Housing charities welcomed aspects of the strategy but insisted more needs to be done including unfreezing housing benefit and a commitment to their previously made calls to build 90,000 new social rent homes a year for 10 years.

Shelter chief executive Sarah Elliott said the Government is "doing the right thing by giving this scandal the attention it deserves" but added "we still badly need a plan to get the people who are currently stuck in temporary accommodation, or on the streets, into a safe home".

She said: "For the Government's strategy to work, its goal must be to wipe out homelessness in its entirety. This requires unfreezing housing benefit to help people right now, as well as delivering 90,000 new social rent homes a year for 10 years."

Crisis described the strategy as a "step in the right direction with much to be applauded" but said it "does have some important gaps".

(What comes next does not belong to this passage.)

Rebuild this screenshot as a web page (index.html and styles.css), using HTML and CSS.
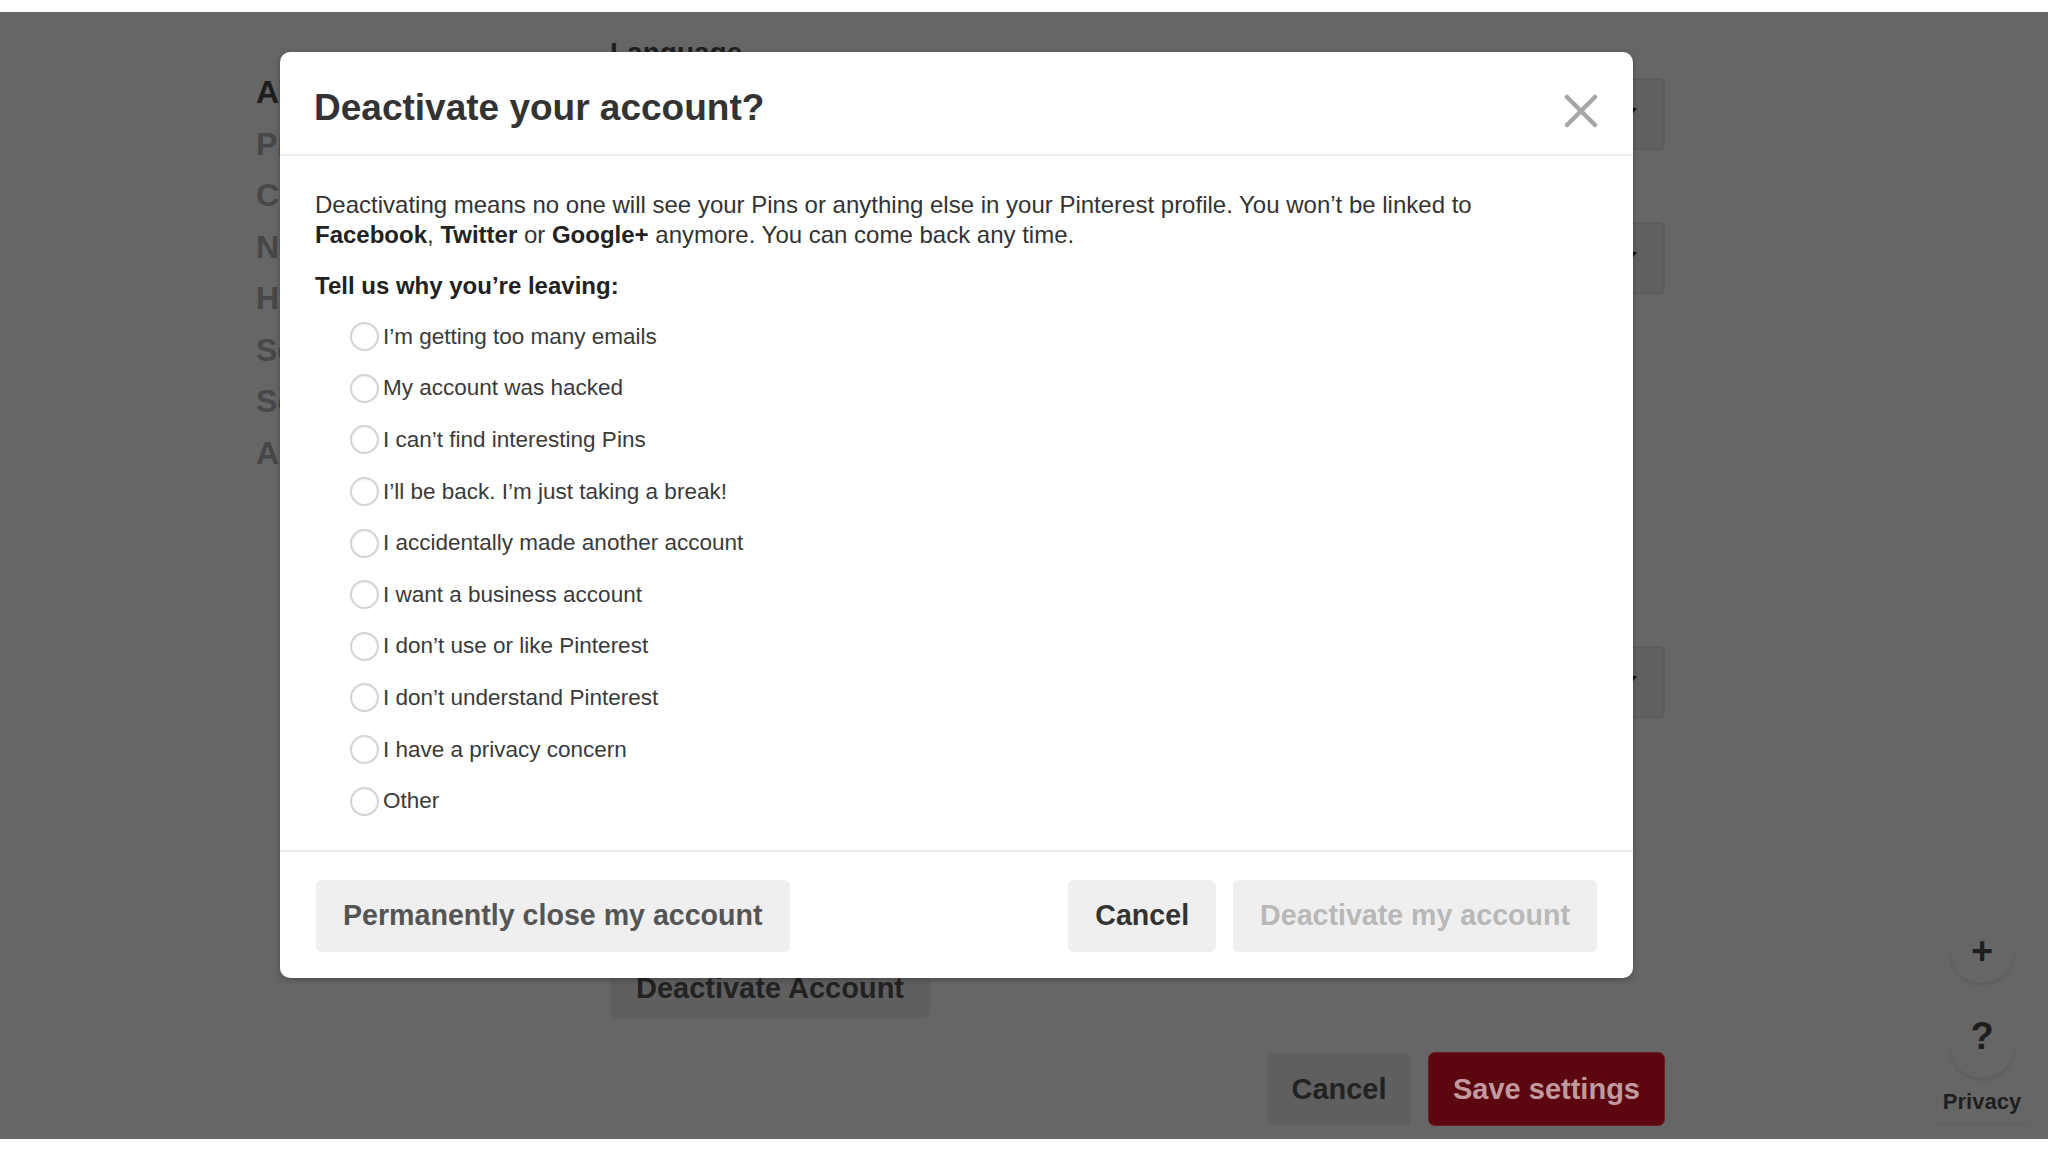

The charity's chief executive, Matt Downie, said: "To guarantee that homelessness numbers fall, this strategy needs more from other parts of government that address its root causes.

"Housing benefit remains frozen until at least 2030; there is no coherent approach for supporting refugees and stopping them becoming homeless; and we hear no assurances that the new homes government has pledged to build will be allocated to households experiencing homelessness at the scale required."

St Mungo's said the strategy's publication was a "watershed moment" and while it is "not perfect" it is a "a solid step forward".

Big Issue founder Lord John Bird said while he will support the Government on homelessness prevention, "this strategy doesn't go deep enough into unpicking the systemic factors that leave people facing housing insecurity".